## Supplied data

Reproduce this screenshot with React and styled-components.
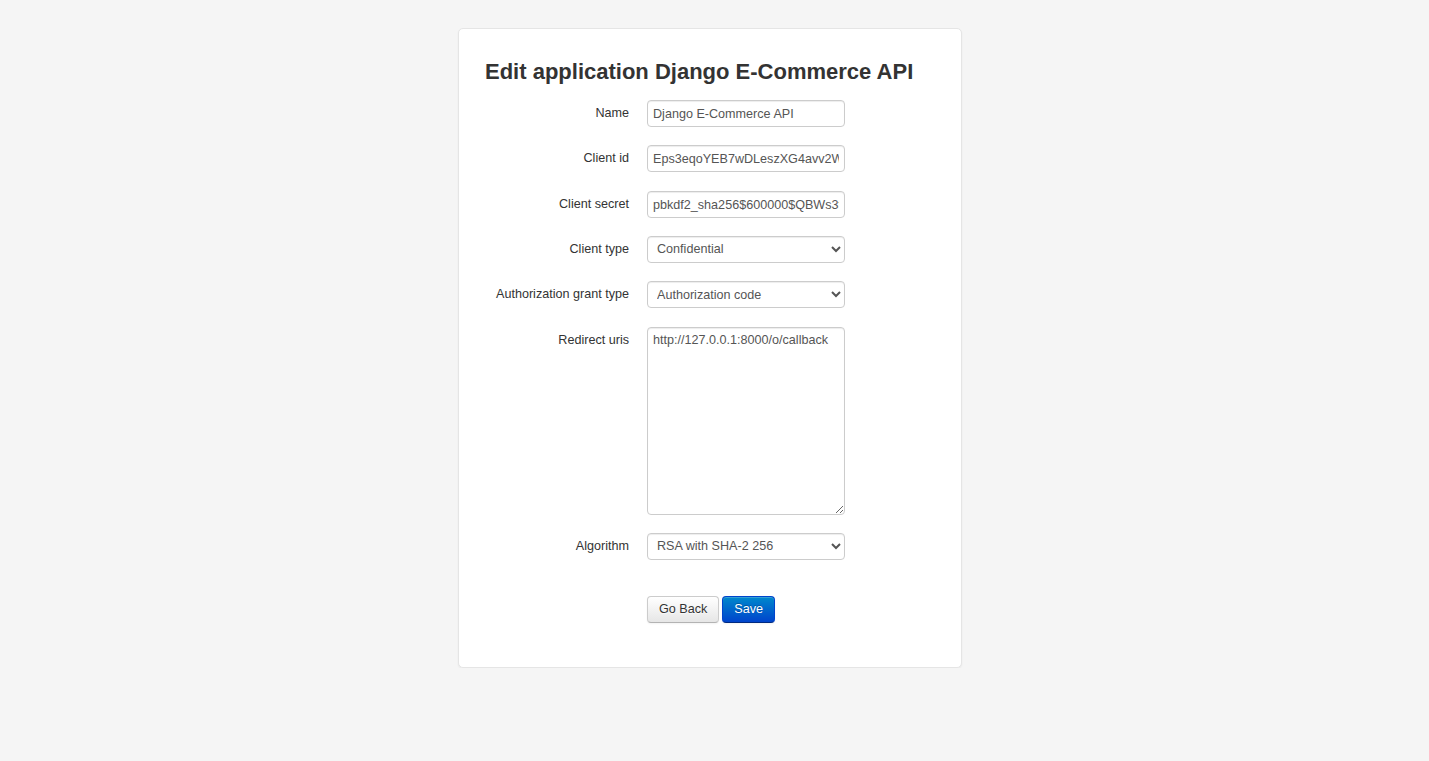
import React from 'react';
import styled, { createGlobalStyle } from 'styled-components';

const GlobalStyle = createGlobalStyle`
  html, body {
    margin: 0;
    padding: 0;
    background: #f5f5f5;
  }
  body {
    font-family: "Liberation Sans", Arial, Helvetica, sans-serif;
    font-size: 12.6px;
    color: #333;
  }
`;

const Page = styled.div`
  display: flex;
  justify-content: center;
  padding: 28px 9px 0 0;
`;

const Card = styled.div`
  width: 502px;
  box-sizing: content-box;
  background: #fff;
  border: 1px solid #e5e5e5;
  border-radius: 5px;
  box-shadow: 0 1px 2px rgba(0, 0, 0, 0.05);
  padding: 23px 0 44px 0;
`;

const Title = styled.h3`
  margin: 0 0 8px 26px;
  font-size: 22px;
  line-height: 40px;
  font-weight: bold;
  color: #333;
`;

const Form = styled.form`
  display: flex;
  flex-direction: column;
  gap: 18.33px;
`;

const Row = styled.div`
  display: grid;
  grid-template-columns: 170px 198px;
  column-gap: 18px;
  align-items: start;
`;

const Label = styled.label`
  text-align: right;
  line-height: 27px;
  color: #333;
  white-space: nowrap;
`;

const fieldBase = `
  box-sizing: border-box;
  width: 198px;
  height: 27px;
  margin: 0;
  border: 1px solid #ccc;
  border-radius: 4px;
  background: #fff;
  color: #555;
  font-family: "Liberation Sans", Arial, Helvetica, sans-serif;
  font-size: 12.6px;
  box-shadow: inset 0 1px 1px rgba(0, 0, 0, 0.075);
  outline: none;
`;

const Input = styled.input`
  ${fieldBase}
  padding: 5px 5px 4px;
`;

const Select = styled.select`
  ${fieldBase}
  padding: 0 2px 0 5px;
`;

const TextArea = styled.textarea`
  ${fieldBase}
  height: 188px;
  padding: 4px 5px;
  line-height: 17px;
  resize: both;
`;

const Actions = styled.div`
  display: flex;
  gap: 3px;
  margin: 18px 0 0 188px;
`;

const Button = styled.button`
  box-sizing: border-box;
  height: 27px;
  padding: 0 11px;
  border-radius: 4px;
  font-family: "Liberation Sans", Arial, Helvetica, sans-serif;
  font-size: 12.6px;
  line-height: 25px;
  cursor: pointer;
  color: ${p => (p.primary ? '#fff' : '#333')};
  text-shadow: ${p => (p.primary ? '0 -1px 0 rgba(0,0,0,0.25)' : '0 1px 1px rgba(255,255,255,0.75)')};
  background: ${p => (p.primary
    ? 'linear-gradient(to bottom, #0088cc, #0044cc)'
    : 'linear-gradient(to bottom, #ffffff, #e6e6e6)')};
  border: 1px solid ${p => (p.primary ? '#0044cc' : '#cccccc')};
  border-bottom-color: ${p => (p.primary ? '#002a80' : '#b3b3b3')};
  box-shadow: inset 0 1px 0 rgba(255, 255, 255, 0.2), 0 1px 2px rgba(0, 0, 0, 0.05);
`;

const fields = [
  { label: 'Name', type: 'input', value: 'Django E-Commerce API' },
  { label: 'Client id', type: 'input', value: 'Eps3eqoYEB7wDLeszXG4avv2WkQh5Ry1PjNfD0Jc' },
  { label: 'Client secret', type: 'input', value: 'pbkdf2_sha256$600000$QBWs3fH1kzq9' },
  { label: 'Client type', type: 'select', value: 'Confidential', options: ['Confidential', 'Public'] },
  {
    label: 'Authorization grant type',
    type: 'select',
    value: 'Authorization code',
    options: ['Authorization code', 'Implicit', 'Resource owner password-based', 'Client credentials', 'OpenID connect hybrid'],
  },
  { label: 'Redirect uris', type: 'textarea', value: 'http://127.0.0.1:8000/o/callback' },
  {
    label: 'Algorithm',
    type: 'select',
    value: 'RSA with SHA-2 256',
    options: ['No OIDC support', 'RSA with SHA-2 256', 'HMAC with SHA-2 256'],
  },
];

function Field({ field }) {
  if (field.type === 'select') {
    return (
      <Select defaultValue={field.value}>
        {field.options.map(o => <option key={o}>{o}</option>)}
      </Select>
    );
  }
  if (field.type === 'textarea') {
    return <TextArea defaultValue={field.value} />;
  }
  return <Input type="text" defaultValue={field.value} />;
}

export default function App() {
  return (
    <>
      <GlobalStyle />
      <Page>
        <Card>
          <Title>Edit application Django E-Commerce API</Title>
          <Form onSubmit={e => e.preventDefault()}>
            {fields.map(f => (
              <Row key={f.label}>
                <Label>{f.label}</Label>
                <Field field={f} />
              </Row>
            ))}
            <Actions>
              <Button type="button">Go Back</Button>
              <Button type="submit" primary>Save</Button>
            </Actions>
          </Form>
        </Card>
      </Page>
    </>
  );
}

## Exercise description
Reproduce each line exactly as it appears, omitting the pictures.

## Output for this exercise
Reproduce this screenshot with React and styled-components.
import React from 'react';
import styled, { createGlobalStyle } from 'styled-components';

const GlobalStyle = createGlobalStyle`
  html, body {
    margin: 0;
    padding: 0;
    background: #f5f5f5;
  }
  body {
    font-family: "Liberation Sans", Arial, Helvetica, sans-serif;
    font-size: 12.6px;
    color: #333;
  }
`;

const Page = styled.div`
  display: flex;
  justify-content: center;
  padding: 28px 9px 0 0;
`;

const Card = styled.div`
  width: 502px;
  box-sizing: content-box;
  background: #fff;
  border: 1px solid #e5e5e5;
  border-radius: 5px;
  box-shadow: 0 1px 2px rgba(0, 0, 0, 0.05);
  padding: 23px 0 44px 0;
`;

const Title = styled.h3`
  margin: 0 0 8px 26px;
  font-size: 22px;
  line-height: 40px;
  font-weight: bold;
  color: #333;
`;

const Form = styled.form`
  display: flex;
  flex-direction: column;
  gap: 18.33px;
`;

const Row = styled.div`
  display: grid;
  grid-template-columns: 170px 198px;
  column-gap: 18px;
  align-items: start;
`;

const Label = styled.label`
  text-align: right;
  line-height: 27px;
  color: #333;
  white-space: nowrap;
`;

const fieldBase = `
  box-sizing: border-box;
  width: 198px;
  height: 27px;
  margin: 0;
  border: 1px solid #ccc;
  border-radius: 4px;
  background: #fff;
  color: #555;
  font-family: "Liberation Sans", Arial, Helvetica, sans-serif;
  font-size: 12.6px;
  box-shadow: inset 0 1px 1px rgba(0, 0, 0, 0.075);
  outline: none;
`;

const Input = styled.input`
  ${fieldBase}
  padding: 5px 5px 4px;
`;

const Select = styled.select`
  ${fieldBase}
  padding: 0 2px 0 5px;
`;

const TextArea = styled.textarea`
  ${fieldBase}
  height: 188px;
  padding: 4px 5px;
  line-height: 17px;
  resize: both;
`;

const Actions = styled.div`
  display: flex;
  gap: 3px;
  margin: 18px 0 0 188px;
`;

const Button = styled.button`
  box-sizing: border-box;
  height: 27px;
  padding: 0 11px;
  border-radius: 4px;
  font-family: "Liberation Sans", Arial, Helvetica, sans-serif;
  font-size: 12.6px;
  line-height: 25px;
  cursor: pointer;
  color: ${p => (p.primary ? '#fff' : '#333')};
  text-shadow: ${p => (p.primary ? '0 -1px 0 rgba(0,0,0,0.25)' : '0 1px 1px rgba(255,255,255,0.75)')};
  background: ${p => (p.primary
    ? 'linear-gradient(to bottom, #0088cc, #0044cc)'
    : 'linear-gradient(to bottom, #ffffff, #e6e6e6)')};
  border: 1px solid ${p => (p.primary ? '#0044cc' : '#cccccc')};
  border-bottom-color: ${p => (p.primary ? '#002a80' : '#b3b3b3')};
  box-shadow: inset 0 1px 0 rgba(255, 255, 255, 0.2), 0 1px 2px rgba(0, 0, 0, 0.05);
`;

const fields = [
  { label: 'Name', type: 'input', value: 'Django E-Commerce API' },
  { label: 'Client id', type: 'input', value: 'Eps3eqoYEB7wDLeszXG4avv2WkQh5Ry1PjNfD0Jc' },
  { label: 'Client secret', type: 'input', value: 'pbkdf2_sha256$600000$QBWs3fH1kzq9' },
  { label: 'Client type', type: 'select', value: 'Confidential', options: ['Confidential', 'Public'] },
  {
    label: 'Authorization grant type',
    type: 'select',
    value: 'Authorization code',
    options: ['Authorization code', 'Implicit', 'Resource owner password-based', 'Client credentials', 'OpenID connect hybrid'],
  },
  { label: 'Redirect uris', type: 'textarea', value: 'http://127.0.0.1:8000/o/callback' },
  {
    label: 'Algorithm',
    type: 'select',
    value: 'RSA with SHA-2 256',
    options: ['No OIDC support', 'RSA with SHA-2 256', 'HMAC with SHA-2 256'],
  },
];

function Field({ field }) {
  if (field.type === 'select') {
    return (
      <Select defaultValue={field.value}>
        {field.options.map(o => <option key={o}>{o}</option>)}
      </Select>
    );
  }
  if (field.type === 'textarea') {
    return <TextArea defaultValue={field.value} />;
  }
  return <Input type="text" defaultValue={field.value} />;
}

export default function App() {
  return (
    <>
      <GlobalStyle />
      <Page>
        <Card>
          <Title>Edit application Django E-Commerce API</Title>
          <Form onSubmit={e => e.preventDefault()}>
            {fields.map(f => (
              <Row key={f.label}>
                <Label>{f.label}</Label>
                <Field field={f} />
              </Row>
            ))}
            <Actions>
              <Button type="button">Go Back</Button>
              <Button type="submit" primary>Save</Button>
            </Actions>
          </Form>
        </Card>
      </Page>
    </>
  );
}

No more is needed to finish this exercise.